Monday, July 7, 2008

Does it Matter if the Resurrection was an Original Idea?

Following in the footsteps of James Cameron's Jesus Tomb, Gabriel's Revelation, an "ink on stone document" that shows some literary links to the Dead Sea Scrolls, is causing a stir in the archaeological community over the Bible's theological roots.

Now, I have no reservations that this is a genuine artifact. I'm concerned that so many sources seem to anticipate that this will cause problems for Christianity, as the stone may contain an allusion to "living" in three days, written in a time that probably pre-dates Jesus and the writers of the Bible.

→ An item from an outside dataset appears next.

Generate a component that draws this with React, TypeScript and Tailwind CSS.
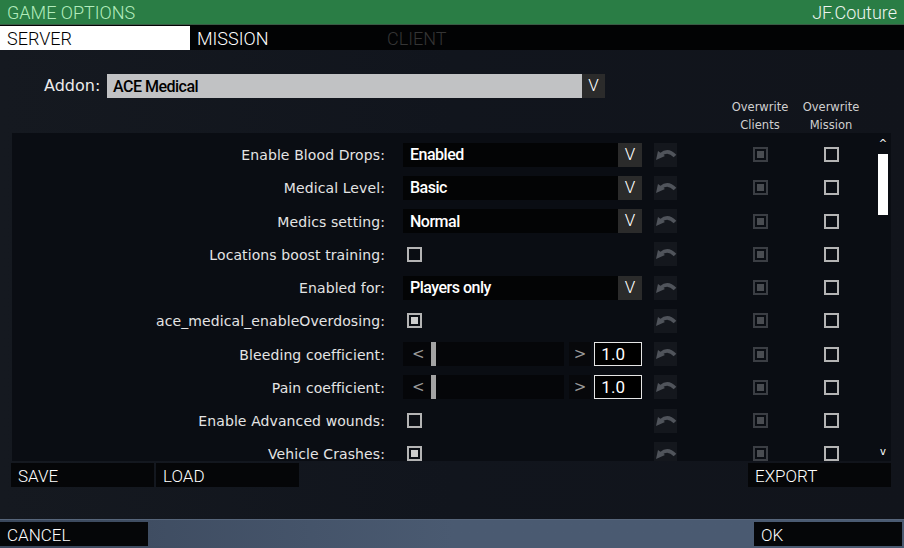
import React from 'react'

type Row =
  | { label: string; kind: 'select'; value: string }
  | { label: string; kind: 'check'; checked: boolean }
  | { label: string; kind: 'slider'; value: string }

const rows: Row[] = [
  { label: 'Enable Blood Drops:', kind: 'select', value: 'Enabled' },
  { label: 'Medical Level:', kind: 'select', value: 'Basic' },
  { label: 'Medics setting:', kind: 'select', value: 'Normal' },
  { label: 'Locations boost training:', kind: 'check', checked: false },
  { label: 'Enabled for:', kind: 'select', value: 'Players only' },
  { label: 'ace_medical_enableOverdosing:', kind: 'check', checked: true },
  { label: 'Bleeding coefficient:', kind: 'slider', value: '1.0' },
  { label: 'Pain coefficient:', kind: 'slider', value: '1.0' },
  { label: 'Enable Advanced wounds:', kind: 'check', checked: false },
  { label: 'Vehicle Crashes:', kind: 'check', checked: true },
]

function ResetIcon() {
  return (
    <div className="flex h-[24px] w-[23px] items-center justify-center bg-[#14171d]">
      <svg width="22" height="14" viewBox="0 0 22 14">
        <polygon points="1,12 3,3 10,8" fill="#50545b" />
        <path d="M6 6.5 Q13 0.5 20 8" stroke="#50545b" strokeWidth="3.6" fill="none" />
      </svg>
    </div>
  )
}

function Check({ checked, tone = 'light' }: { checked: boolean; tone?: 'light' | 'dim' }) {
  const box = tone === 'light' ? 'border-[#b4b4b4]' : 'border-[#3b3e44]'
  const fill = tone === 'light' ? 'bg-[#cdcdcd]' : 'bg-[#494c51]'
  return (
    <div className={`flex h-[15px] w-[15px] items-center justify-center border-2 ${box}`}>
      {checked && <div className={`h-[7px] w-[7px] ${fill}`} />}
    </div>
  )
}

function Control({ row }: { row: Row }) {
  if (row.kind === 'select') {
    return (
      <div className="flex h-[24px] w-[239px]">
        <div className="flex flex-1 items-center bg-[#030405] pl-[7px] pt-[1px] font-['Roboto',sans-serif] text-[16px] font-medium tracking-[-0.5px] text-white">
          {row.value}
        </div>
        <div className="flex w-[24px] items-center justify-center bg-[#2b2b2b] font-['Roboto',sans-serif] text-[17px] font-light text-white">
          V
        </div>
      </div>
    )
  }
  if (row.kind === 'check') {
    return (
      <div className="flex h-[24px] w-[239px] items-center pl-[4px]">
        <Check checked={row.checked} />
      </div>
    )
  }
  return (
    <div className="flex h-[24px] w-[239px]">
      <div className="flex w-[162px] items-center bg-[#050609]">
        <span className="w-[28px] pl-[9px] font-['DejaVu_Sans',sans-serif] text-[15px] text-[#9a9a9a]">&lt;</span>
        <div className="h-[24px] w-[5px] bg-[#a3a3a3]" />
      </div>
      <div className="ml-[5px] flex w-[23px] items-center justify-center bg-[#07080b] font-['DejaVu_Sans',sans-serif] text-[15px] text-[#9a9a9a]">
        &gt;
      </div>
      <div className="ml-[3px] flex w-[48px] items-center border border-[#e6e6e6] bg-black pl-[6px] pt-[1px] font-['Roboto',sans-serif] text-[17px] text-white">
        {row.value}
      </div>
    </div>
  )
}

function Btn({ label, w }: { label: string; w: string }) {
  return (
    <div className={`flex h-[24px] ${w} items-center bg-[#050608] pl-[7px] pt-[3px] font-['Roboto',sans-serif] text-[17px] font-light text-white`}>
      {label}
    </div>
  )
}

export default function App() {
  return (
    <div className="flex h-[548px] w-[904px] flex-col overflow-hidden bg-[#11151d]">
      <div className="flex h-[25px] items-center justify-between border-b border-[#3a5a45] bg-[#2a7d45] px-[7px] pt-[1px] font-['Roboto',sans-serif] text-[18px] font-light">
        <span className="text-[#b2ecbc]">GAME OPTIONS</span>
        <span className="text-[#eef4ef]">JF.Couture</span>
      </div>
      <div className="flex h-[25px] bg-[#020304] pt-[1px] font-['Roboto',sans-serif] text-[18px] font-light">
        <div className="flex w-[190px] items-center bg-white pl-[7px] text-black">SERVER</div>
        <div className="flex w-[190px] items-center pl-[7px] text-white">MISSION</div>
        <div className="flex w-[190px] items-center pl-[7px] text-[#353535]">CLIENT</div>
      </div>

      <div className="flex flex-1 flex-col bg-gradient-to-r from-[#151920] via-[#11151d] to-[#11141b]">
        <div className="mt-[24px] flex h-[24px] items-center">
          <span className="w-[107px] pl-[44px] font-['DejaVu_Sans',sans-serif] text-[16px] text-[#ececec]">Addon:</span>
          <div className="flex h-[24px] w-[475px] items-center bg-[#c1c2c4] pl-[6px] pt-[1px] font-['Roboto',sans-serif] text-[16px] font-medium tracking-[-0.5px] text-black">
            ACE Medical
          </div>
          <div className="flex h-[24px] w-[23px] items-center justify-center bg-[#2b2b2b] font-['Roboto',sans-serif] text-[17px] font-light text-white">
            V
          </div>
        </div>

        <div className="flex h-[35px] pl-[725px] font-['DejaVu_Sans',sans-serif] text-[11.5px] leading-[18px] text-[#d0d0d0]">
          <div className="w-[70px] text-center">Overwrite<br />Clients</div>
          <div className="ml-[1px] w-[70px] text-center">Overwrite<br />Mission</div>
        </div>

        <div className="ml-[12px] flex h-[328px] w-[879px] bg-[#0a0d13]">
          <div className="flex-1 overflow-hidden pt-[5px]">
            {rows.map((row) => (
              <div key={row.label} className="flex h-[33.25px] items-center">
                <div className="w-[373px] pt-[2px] text-right font-['DejaVu_Sans',sans-serif] text-[14px] tracking-[0.1px] text-[#e4e4e4]">
                  {row.label}
                </div>
                <div className="ml-[18px]">
                  <Control row={row} />
                </div>
                <div className="ml-[12px]">
                  <ResetIcon />
                </div>
                <div className="ml-[76px]">
                  <Check checked tone="dim" />
                </div>
                <div className="ml-[56px]">
                  <Check checked={false} />
                </div>
              </div>
            ))}
          </div>
          <div className="flex w-[16px] flex-col items-center pt-[4px] pb-[2px] font-['DejaVu_Sans',sans-serif] text-[10px] text-white">
            <span className="h-[14px] leading-[14px]">^</span>
            <div className="mt-[3px] h-[61px] w-[10px] bg-white" />
            <div className="flex-1" />
            <span className="h-[14px] leading-[14px]">v</span>
          </div>
        </div>

        <div className="mt-[2px] flex">
          <div className="ml-[11px]">
            <Btn label="SAVE" w="w-[143px]" />
          </div>
          <div className="ml-[2px]">
            <Btn label="LOAD" w="w-[143px]" />
          </div>
          <div className="ml-[449px]">
            <Btn label="EXPORT" w="w-[143px]" />
          </div>
        </div>
      </div>

      <div className="flex h-[29px] items-end justify-between border-t border-[#56657a] bg-gradient-to-r from-[#3a475b] via-[#4a5a71] to-[#4a5a71] pb-[2px]">
        <Btn label="CANCEL" w="w-[148px]" />
        <div className="mr-[2px]">
          <Btn label="OK" w="w-[148px]" />
        </div>
      </div>
    </div>
  )
}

But what may make the Gabriel tablet unique is its 80th line, which begins with the words "In three days" and includes some form of the verb "to live." Israel Knohl, an expert in Talmudic and biblical language at Jerusalem's Hebrew University who was not involved in the first research on the artifact, claims that it refers to a historic 1st-century Jewish rebel named Simon who was killed by the Romans in 4 B.C., and should read "In three days, you shall live. I Gabriel command you." If so, Jesus-era Judaism had begun to explore the idea of a three-day resurrection before Jesus was born.

This, in turn, undermines one of the strongest literary arguments employed by Christians over centuries to support the historicity of the Resurrection (in which they believe on faith): the specificity and novelty of the idea that the Messiah would die on a Friday and rise on a Sunday. Who could make such stuff up?Time: Was Jesus' Resurrection a Sequel?

I'm sorry. Did you say "novelty"?

I'm not familiar with the argument that claims the Resurrection is true because it was an original idea. I don't see the logic in that. Frankly, I don't think that argument would be very convincing, let alone one of the "strongest" that Christians have to offer.

Furthermore, think that Israel Knohl's interpretation is sketchy at best. All he has to go on is "...some form of the verb 'to live'"? This is hardly Time-worthy scholarship.

The related NY Times article uses similarly ominous language, as though the very foundations of Christianity will be shaken by this [possible] interpretation:

If such a messianic description really is there, it will contribute to a developing re-evaluation of both popular and scholarly views of Jesus, since it suggests that the story of his death and resurrection was not unique but part of a recognized Jewish tradition at the time.NYT: Ancient Tablet Ignites Debate on Messiah and Resurrection

Here's a bit on Knohl's personality and past work (also from NYT, emphasis added):

...Israel Knohl, an iconoclastic professor of Bible studies at Hebrew University in Jerusalem...posited in a book published in 2000 the idea of a suffering messiah before Jesus, using a variety of rabbinic and early apocalyptic literature as well as the Dead Sea Scrolls. But his theory did not shake the world of Christology as he had hoped, partly because he had no textual evidence from before Jesus.

Let's stop for a moment to recap: A scholar seeking to "shake up" views on Christianity (this is mentioned more than once in the NYT article) finds a barely-legible text, and interprets it in a manner that would shake up Christianity. Is anyone surprised? I'm not.

However, I am surprised by the amount of attention this is getting in the media. Look again at the headline: "Ancient Tablet Ignites Debate on Messiah and Resurrection." One scholar and a faded, smudged text. Newsworthy? Only if it involves doubting the Messiahship of Jesus.

To go a little deeper, let us assume the Dr. Knohl's interpretation is correct, and that the idea of a third-day resurrection existed before Jesus' death. Does that instantly make it untrue? Does it necessarily follow that the disciples used this theology to invent a resurrection story? Hardly.

It may be argued that the Old Testament already holds this theology. Isaiah 53:10-11 references a resurrection, as well as Psalm 16:10 (which could also imply a three-day death), additionally Jesus mentions Jonah's three day ride in the belly of a great fish, which could also hint at Old Testament texts influencing Resurrection theology.

And even if Knohl is right, all this "Revelation" will do is prove to further connect Jewish and Christian beliefs, which should be intimately intertwined, as Christianity sprouts from Judaism, and Judaism finds its completion in Christianity.

Here are a few brief reasons why I trust that the resurrection accounts are true. And, just to be "fair" to those who don't believe it, I'm leaving out mounds of evidence from within the Biblical text itself:

  • If he was dead, Jesus' grave would've stopped the excitement.

    • Opponents would only have to point to Jesus' grave to discredit his Disciples

    • Christianity exploded in Jerusalem immediately following Jesus' Resurrection. This was the town where he should have been buried

  • Jesus' Disciples were changed, and even gave their lives because they witnessed the Resurrection.

  • The New Testament was written and circulated during the time when witnesses to his death could have spoken out against them. Why weren't claims of Resurrection thrown out as lies?